Exercise goal =
Repeat the data word for word. Do not include the pictures.

Source material =
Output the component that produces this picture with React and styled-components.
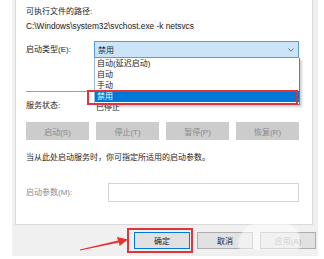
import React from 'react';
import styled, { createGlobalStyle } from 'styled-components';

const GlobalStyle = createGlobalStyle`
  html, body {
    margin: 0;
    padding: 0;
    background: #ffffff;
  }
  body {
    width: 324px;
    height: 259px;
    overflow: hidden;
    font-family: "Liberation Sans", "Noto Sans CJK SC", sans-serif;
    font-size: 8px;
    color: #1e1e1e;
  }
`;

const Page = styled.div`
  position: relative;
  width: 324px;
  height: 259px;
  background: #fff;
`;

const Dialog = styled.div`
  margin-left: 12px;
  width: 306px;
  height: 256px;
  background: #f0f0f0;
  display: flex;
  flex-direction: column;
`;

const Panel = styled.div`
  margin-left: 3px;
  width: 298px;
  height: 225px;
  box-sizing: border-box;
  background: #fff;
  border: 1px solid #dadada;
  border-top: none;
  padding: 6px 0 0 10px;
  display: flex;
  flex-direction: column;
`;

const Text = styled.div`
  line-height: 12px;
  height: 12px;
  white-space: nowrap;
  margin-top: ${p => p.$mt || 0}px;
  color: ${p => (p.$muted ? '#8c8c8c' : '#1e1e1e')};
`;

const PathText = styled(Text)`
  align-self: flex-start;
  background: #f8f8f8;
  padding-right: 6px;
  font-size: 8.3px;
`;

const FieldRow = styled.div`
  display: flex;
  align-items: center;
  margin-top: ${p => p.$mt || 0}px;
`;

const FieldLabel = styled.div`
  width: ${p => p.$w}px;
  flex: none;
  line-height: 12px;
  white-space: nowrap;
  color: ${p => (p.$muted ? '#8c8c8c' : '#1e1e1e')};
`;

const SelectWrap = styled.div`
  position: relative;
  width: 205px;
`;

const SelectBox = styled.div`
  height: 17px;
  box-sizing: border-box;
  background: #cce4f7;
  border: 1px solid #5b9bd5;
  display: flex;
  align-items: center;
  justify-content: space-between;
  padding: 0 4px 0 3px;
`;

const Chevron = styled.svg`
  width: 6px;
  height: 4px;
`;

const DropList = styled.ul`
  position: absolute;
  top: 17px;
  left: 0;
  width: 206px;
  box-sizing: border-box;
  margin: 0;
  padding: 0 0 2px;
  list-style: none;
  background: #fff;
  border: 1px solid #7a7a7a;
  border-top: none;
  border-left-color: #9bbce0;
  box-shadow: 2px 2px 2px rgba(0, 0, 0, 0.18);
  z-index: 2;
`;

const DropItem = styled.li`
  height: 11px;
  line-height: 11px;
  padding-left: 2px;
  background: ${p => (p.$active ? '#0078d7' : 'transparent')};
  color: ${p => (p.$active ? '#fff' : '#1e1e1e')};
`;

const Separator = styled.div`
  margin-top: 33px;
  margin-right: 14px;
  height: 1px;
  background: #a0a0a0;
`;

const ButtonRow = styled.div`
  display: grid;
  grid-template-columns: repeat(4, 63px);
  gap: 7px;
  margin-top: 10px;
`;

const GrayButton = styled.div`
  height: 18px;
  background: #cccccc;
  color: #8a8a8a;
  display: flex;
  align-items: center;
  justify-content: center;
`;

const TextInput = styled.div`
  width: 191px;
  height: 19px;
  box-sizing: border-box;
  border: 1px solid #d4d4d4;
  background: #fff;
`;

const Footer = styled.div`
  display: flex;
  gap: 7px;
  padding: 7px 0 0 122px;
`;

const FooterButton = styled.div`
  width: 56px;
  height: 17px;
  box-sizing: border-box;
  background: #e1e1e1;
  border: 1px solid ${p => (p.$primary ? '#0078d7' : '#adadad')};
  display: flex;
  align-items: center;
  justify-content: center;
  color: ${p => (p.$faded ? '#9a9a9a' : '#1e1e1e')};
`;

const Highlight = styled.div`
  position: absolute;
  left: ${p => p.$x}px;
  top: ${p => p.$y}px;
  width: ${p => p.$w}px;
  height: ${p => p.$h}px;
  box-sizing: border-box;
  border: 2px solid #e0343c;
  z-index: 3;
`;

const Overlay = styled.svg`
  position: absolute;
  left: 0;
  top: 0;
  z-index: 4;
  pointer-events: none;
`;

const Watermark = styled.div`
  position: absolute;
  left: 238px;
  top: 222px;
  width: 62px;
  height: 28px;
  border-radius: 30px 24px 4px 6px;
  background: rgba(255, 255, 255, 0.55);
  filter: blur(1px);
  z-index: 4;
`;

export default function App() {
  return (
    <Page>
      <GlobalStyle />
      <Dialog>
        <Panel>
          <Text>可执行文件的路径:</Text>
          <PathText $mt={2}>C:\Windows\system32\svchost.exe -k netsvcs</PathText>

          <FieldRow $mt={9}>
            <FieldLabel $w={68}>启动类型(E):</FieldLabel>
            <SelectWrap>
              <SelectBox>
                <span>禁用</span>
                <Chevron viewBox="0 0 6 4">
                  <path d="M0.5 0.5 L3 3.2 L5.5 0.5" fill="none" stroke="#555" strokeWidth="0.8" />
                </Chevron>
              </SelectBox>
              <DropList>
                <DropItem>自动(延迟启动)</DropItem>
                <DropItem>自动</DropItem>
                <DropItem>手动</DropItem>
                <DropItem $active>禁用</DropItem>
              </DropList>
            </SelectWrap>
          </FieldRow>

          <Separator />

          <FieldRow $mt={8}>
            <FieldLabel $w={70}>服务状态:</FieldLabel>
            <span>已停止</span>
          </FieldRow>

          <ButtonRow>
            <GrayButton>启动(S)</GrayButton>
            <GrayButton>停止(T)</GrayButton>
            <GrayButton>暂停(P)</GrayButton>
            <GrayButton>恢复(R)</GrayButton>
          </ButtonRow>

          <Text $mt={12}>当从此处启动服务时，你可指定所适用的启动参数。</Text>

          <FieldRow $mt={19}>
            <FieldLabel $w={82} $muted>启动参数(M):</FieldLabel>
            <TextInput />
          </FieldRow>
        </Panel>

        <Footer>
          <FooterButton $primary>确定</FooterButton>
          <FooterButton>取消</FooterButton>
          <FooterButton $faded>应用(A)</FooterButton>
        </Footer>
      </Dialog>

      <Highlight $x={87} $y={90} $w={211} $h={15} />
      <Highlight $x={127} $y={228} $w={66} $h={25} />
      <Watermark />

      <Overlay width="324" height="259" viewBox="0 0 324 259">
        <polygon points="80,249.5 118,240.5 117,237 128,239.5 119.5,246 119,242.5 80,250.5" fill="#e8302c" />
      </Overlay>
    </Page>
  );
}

Exercise solution =
Output the component that produces this picture with React and styled-components.
import React from 'react';
import styled, { createGlobalStyle } from 'styled-components';

const GlobalStyle = createGlobalStyle`
  html, body {
    margin: 0;
    padding: 0;
    background: #ffffff;
  }
  body {
    width: 324px;
    height: 259px;
    overflow: hidden;
    font-family: "Liberation Sans", "Noto Sans CJK SC", sans-serif;
    font-size: 8px;
    color: #1e1e1e;
  }
`;

const Page = styled.div`
  position: relative;
  width: 324px;
  height: 259px;
  background: #fff;
`;

const Dialog = styled.div`
  margin-left: 12px;
  width: 306px;
  height: 256px;
  background: #f0f0f0;
  display: flex;
  flex-direction: column;
`;

const Panel = styled.div`
  margin-left: 3px;
  width: 298px;
  height: 225px;
  box-sizing: border-box;
  background: #fff;
  border: 1px solid #dadada;
  border-top: none;
  padding: 6px 0 0 10px;
  display: flex;
  flex-direction: column;
`;

const Text = styled.div`
  line-height: 12px;
  height: 12px;
  white-space: nowrap;
  margin-top: ${p => p.$mt || 0}px;
  color: ${p => (p.$muted ? '#8c8c8c' : '#1e1e1e')};
`;

const PathText = styled(Text)`
  align-self: flex-start;
  background: #f8f8f8;
  padding-right: 6px;
  font-size: 8.3px;
`;

const FieldRow = styled.div`
  display: flex;
  align-items: center;
  margin-top: ${p => p.$mt || 0}px;
`;

const FieldLabel = styled.div`
  width: ${p => p.$w}px;
  flex: none;
  line-height: 12px;
  white-space: nowrap;
  color: ${p => (p.$muted ? '#8c8c8c' : '#1e1e1e')};
`;

const SelectWrap = styled.div`
  position: relative;
  width: 205px;
`;

const SelectBox = styled.div`
  height: 17px;
  box-sizing: border-box;
  background: #cce4f7;
  border: 1px solid #5b9bd5;
  display: flex;
  align-items: center;
  justify-content: space-between;
  padding: 0 4px 0 3px;
`;

const Chevron = styled.svg`
  width: 6px;
  height: 4px;
`;

const DropList = styled.ul`
  position: absolute;
  top: 17px;
  left: 0;
  width: 206px;
  box-sizing: border-box;
  margin: 0;
  padding: 0 0 2px;
  list-style: none;
  background: #fff;
  border: 1px solid #7a7a7a;
  border-top: none;
  border-left-color: #9bbce0;
  box-shadow: 2px 2px 2px rgba(0, 0, 0, 0.18);
  z-index: 2;
`;

const DropItem = styled.li`
  height: 11px;
  line-height: 11px;
  padding-left: 2px;
  background: ${p => (p.$active ? '#0078d7' : 'transparent')};
  color: ${p => (p.$active ? '#fff' : '#1e1e1e')};
`;

const Separator = styled.div`
  margin-top: 33px;
  margin-right: 14px;
  height: 1px;
  background: #a0a0a0;
`;

const ButtonRow = styled.div`
  display: grid;
  grid-template-columns: repeat(4, 63px);
  gap: 7px;
  margin-top: 10px;
`;

const GrayButton = styled.div`
  height: 18px;
  background: #cccccc;
  color: #8a8a8a;
  display: flex;
  align-items: center;
  justify-content: center;
`;

const TextInput = styled.div`
  width: 191px;
  height: 19px;
  box-sizing: border-box;
  border: 1px solid #d4d4d4;
  background: #fff;
`;

const Footer = styled.div`
  display: flex;
  gap: 7px;
  padding: 7px 0 0 122px;
`;

const FooterButton = styled.div`
  width: 56px;
  height: 17px;
  box-sizing: border-box;
  background: #e1e1e1;
  border: 1px solid ${p => (p.$primary ? '#0078d7' : '#adadad')};
  display: flex;
  align-items: center;
  justify-content: center;
  color: ${p => (p.$faded ? '#9a9a9a' : '#1e1e1e')};
`;

const Highlight = styled.div`
  position: absolute;
  left: ${p => p.$x}px;
  top: ${p => p.$y}px;
  width: ${p => p.$w}px;
  height: ${p => p.$h}px;
  box-sizing: border-box;
  border: 2px solid #e0343c;
  z-index: 3;
`;

const Overlay = styled.svg`
  position: absolute;
  left: 0;
  top: 0;
  z-index: 4;
  pointer-events: none;
`;

const Watermark = styled.div`
  position: absolute;
  left: 238px;
  top: 222px;
  width: 62px;
  height: 28px;
  border-radius: 30px 24px 4px 6px;
  background: rgba(255, 255, 255, 0.55);
  filter: blur(1px);
  z-index: 4;
`;

export default function App() {
  return (
    <Page>
      <GlobalStyle />
      <Dialog>
        <Panel>
          <Text>可执行文件的路径:</Text>
          <PathText $mt={2}>C:\Windows\system32\svchost.exe -k netsvcs</PathText>

          <FieldRow $mt={9}>
            <FieldLabel $w={68}>启动类型(E):</FieldLabel>
            <SelectWrap>
              <SelectBox>
                <span>禁用</span>
                <Chevron viewBox="0 0 6 4">
                  <path d="M0.5 0.5 L3 3.2 L5.5 0.5" fill="none" stroke="#555" strokeWidth="0.8" />
                </Chevron>
              </SelectBox>
              <DropList>
                <DropItem>自动(延迟启动)</DropItem>
                <DropItem>自动</DropItem>
                <DropItem>手动</DropItem>
                <DropItem $active>禁用</DropItem>
              </DropList>
            </SelectWrap>
          </FieldRow>

          <Separator />

          <FieldRow $mt={8}>
            <FieldLabel $w={70}>服务状态:</FieldLabel>
            <span>已停止</span>
          </FieldRow>

          <ButtonRow>
            <GrayButton>启动(S)</GrayButton>
            <GrayButton>停止(T)</GrayButton>
            <GrayButton>暂停(P)</GrayButton>
            <GrayButton>恢复(R)</GrayButton>
          </ButtonRow>

          <Text $mt={12}>当从此处启动服务时，你可指定所适用的启动参数。</Text>

          <FieldRow $mt={19}>
            <FieldLabel $w={82} $muted>启动参数(M):</FieldLabel>
            <TextInput />
          </FieldRow>
        </Panel>

        <Footer>
          <FooterButton $primary>确定</FooterButton>
          <FooterButton>取消</FooterButton>
          <FooterButton $faded>应用(A)</FooterButton>
        </Footer>
      </Dialog>

      <Highlight $x={87} $y={90} $w={211} $h={15} />
      <Highlight $x={127} $y={228} $w={66} $h={25} />
      <Watermark />

      <Overlay width="324" height="259" viewBox="0 0 324 259">
        <polygon points="80,249.5 118,240.5 117,237 128,239.5 119.5,246 119,242.5 80,250.5" fill="#e8302c" />
      </Overlay>
    </Page>
  );
}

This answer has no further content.